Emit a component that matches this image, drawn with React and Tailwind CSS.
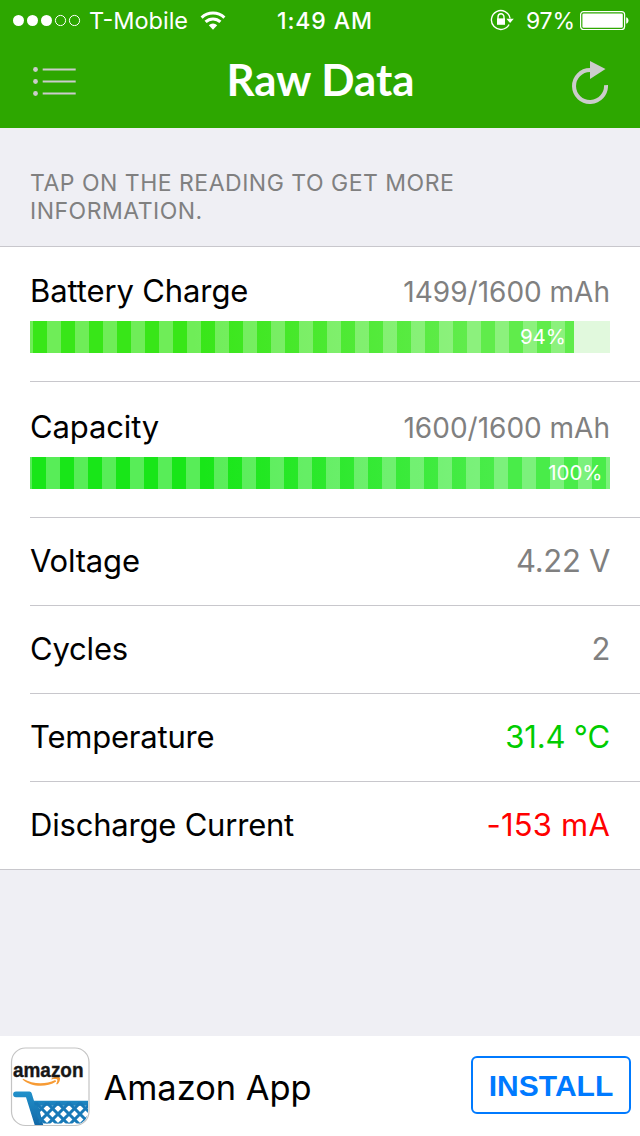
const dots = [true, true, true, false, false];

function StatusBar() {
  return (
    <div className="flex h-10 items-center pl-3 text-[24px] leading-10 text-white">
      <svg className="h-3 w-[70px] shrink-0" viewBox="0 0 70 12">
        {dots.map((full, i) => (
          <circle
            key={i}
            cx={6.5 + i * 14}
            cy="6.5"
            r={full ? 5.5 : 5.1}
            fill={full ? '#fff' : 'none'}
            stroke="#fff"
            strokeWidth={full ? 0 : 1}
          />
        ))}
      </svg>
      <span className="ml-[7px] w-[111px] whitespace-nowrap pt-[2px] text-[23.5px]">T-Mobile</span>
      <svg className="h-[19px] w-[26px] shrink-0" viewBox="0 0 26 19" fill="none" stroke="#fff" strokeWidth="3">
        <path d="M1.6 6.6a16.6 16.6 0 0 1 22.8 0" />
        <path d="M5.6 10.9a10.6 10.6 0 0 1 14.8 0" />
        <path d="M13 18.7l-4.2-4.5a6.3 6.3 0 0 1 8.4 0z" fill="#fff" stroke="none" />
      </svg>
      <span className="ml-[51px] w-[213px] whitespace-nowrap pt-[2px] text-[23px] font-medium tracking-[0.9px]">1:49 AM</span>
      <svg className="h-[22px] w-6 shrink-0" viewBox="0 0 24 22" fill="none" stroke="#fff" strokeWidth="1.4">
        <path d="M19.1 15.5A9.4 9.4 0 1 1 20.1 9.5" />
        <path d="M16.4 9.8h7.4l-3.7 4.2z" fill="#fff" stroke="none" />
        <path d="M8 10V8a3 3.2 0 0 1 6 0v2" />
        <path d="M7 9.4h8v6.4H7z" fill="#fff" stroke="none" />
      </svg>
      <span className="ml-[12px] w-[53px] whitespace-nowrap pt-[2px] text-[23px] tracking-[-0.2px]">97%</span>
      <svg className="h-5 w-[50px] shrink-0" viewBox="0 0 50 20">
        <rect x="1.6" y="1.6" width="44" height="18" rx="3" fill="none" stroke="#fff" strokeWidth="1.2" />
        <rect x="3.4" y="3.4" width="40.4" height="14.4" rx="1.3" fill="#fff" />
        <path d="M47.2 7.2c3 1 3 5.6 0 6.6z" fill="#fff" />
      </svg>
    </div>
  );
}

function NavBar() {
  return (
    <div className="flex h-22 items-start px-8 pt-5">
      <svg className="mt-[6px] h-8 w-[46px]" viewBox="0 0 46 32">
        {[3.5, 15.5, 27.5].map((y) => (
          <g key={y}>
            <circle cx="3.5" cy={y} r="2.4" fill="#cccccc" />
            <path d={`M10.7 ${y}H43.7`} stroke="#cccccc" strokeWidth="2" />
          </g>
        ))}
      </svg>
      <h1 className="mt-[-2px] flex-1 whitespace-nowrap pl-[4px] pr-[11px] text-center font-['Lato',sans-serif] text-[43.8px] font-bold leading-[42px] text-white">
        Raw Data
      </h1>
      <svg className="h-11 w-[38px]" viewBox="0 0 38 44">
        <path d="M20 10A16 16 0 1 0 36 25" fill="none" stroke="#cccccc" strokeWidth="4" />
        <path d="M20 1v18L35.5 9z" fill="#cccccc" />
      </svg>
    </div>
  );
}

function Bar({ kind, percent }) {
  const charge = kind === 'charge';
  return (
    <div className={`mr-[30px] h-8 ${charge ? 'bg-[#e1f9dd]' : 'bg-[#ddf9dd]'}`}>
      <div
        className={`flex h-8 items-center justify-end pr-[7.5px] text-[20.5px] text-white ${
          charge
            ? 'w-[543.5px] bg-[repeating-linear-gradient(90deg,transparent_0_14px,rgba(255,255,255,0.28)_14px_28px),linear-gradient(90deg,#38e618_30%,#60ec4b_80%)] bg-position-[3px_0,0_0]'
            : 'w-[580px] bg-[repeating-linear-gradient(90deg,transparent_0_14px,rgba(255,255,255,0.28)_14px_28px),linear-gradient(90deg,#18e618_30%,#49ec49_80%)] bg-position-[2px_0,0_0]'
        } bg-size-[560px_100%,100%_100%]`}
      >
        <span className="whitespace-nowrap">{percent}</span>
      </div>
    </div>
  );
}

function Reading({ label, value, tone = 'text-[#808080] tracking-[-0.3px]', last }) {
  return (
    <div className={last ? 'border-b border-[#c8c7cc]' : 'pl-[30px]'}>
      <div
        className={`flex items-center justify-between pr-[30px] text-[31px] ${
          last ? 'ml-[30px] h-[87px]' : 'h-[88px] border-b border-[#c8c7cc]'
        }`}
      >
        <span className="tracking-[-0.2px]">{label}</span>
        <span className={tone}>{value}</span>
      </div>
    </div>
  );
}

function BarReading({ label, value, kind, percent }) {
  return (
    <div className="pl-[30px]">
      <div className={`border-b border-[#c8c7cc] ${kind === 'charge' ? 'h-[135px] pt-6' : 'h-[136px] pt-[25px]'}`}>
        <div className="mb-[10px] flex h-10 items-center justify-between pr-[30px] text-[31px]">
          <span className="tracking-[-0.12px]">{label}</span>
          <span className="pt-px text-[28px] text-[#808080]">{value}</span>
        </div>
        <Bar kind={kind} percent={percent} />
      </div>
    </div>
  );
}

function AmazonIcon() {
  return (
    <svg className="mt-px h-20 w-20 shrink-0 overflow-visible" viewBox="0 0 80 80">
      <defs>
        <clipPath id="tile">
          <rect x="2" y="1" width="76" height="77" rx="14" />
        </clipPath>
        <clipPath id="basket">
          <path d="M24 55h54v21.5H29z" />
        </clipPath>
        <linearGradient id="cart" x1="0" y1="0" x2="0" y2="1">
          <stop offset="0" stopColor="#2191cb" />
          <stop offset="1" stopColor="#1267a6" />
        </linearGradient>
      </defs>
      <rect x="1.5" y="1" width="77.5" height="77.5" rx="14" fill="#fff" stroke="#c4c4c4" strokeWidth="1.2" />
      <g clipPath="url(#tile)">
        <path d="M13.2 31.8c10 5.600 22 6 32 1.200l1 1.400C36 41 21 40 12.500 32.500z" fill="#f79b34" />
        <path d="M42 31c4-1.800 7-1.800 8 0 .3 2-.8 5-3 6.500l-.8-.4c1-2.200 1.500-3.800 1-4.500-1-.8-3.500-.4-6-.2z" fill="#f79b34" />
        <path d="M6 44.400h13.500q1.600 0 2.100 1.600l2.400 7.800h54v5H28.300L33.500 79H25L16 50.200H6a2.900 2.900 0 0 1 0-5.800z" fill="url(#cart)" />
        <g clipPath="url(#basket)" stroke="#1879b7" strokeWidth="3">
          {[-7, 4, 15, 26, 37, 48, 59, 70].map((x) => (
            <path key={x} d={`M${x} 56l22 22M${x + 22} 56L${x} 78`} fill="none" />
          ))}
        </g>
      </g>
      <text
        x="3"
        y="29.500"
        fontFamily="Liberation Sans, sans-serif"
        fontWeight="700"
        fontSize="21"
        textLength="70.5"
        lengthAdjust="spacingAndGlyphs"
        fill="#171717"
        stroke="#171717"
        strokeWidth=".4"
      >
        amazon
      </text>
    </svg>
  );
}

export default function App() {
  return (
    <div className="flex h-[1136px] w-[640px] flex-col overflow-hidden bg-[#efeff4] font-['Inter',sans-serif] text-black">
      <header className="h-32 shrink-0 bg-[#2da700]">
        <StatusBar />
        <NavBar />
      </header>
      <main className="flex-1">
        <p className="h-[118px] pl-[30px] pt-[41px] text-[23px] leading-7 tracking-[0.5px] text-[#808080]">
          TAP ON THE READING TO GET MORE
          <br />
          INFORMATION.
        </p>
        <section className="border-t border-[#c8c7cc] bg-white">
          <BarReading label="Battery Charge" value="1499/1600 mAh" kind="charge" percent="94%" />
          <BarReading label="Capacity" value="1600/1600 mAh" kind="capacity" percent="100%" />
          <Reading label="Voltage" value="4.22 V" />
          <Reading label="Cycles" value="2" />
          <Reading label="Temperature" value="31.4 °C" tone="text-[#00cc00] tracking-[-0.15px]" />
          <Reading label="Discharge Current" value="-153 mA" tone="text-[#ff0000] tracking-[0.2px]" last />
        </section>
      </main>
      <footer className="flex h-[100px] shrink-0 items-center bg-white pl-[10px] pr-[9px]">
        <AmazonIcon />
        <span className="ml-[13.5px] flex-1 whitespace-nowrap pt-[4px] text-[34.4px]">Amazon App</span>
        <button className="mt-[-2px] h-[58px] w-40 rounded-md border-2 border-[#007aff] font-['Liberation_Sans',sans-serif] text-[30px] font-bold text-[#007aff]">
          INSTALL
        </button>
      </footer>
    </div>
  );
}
* * * *
GOAL OF THE EXERCISE: Exactly reproduce the run of lines from the start of the listing through the line with "const dots = [true, true, true, false, false];", inclusive; pictures are not copied.

SOLVED EXERCISE:
Emit a component that matches this image, drawn with React and Tailwind CSS.
const dots = [true, true, true, false, false];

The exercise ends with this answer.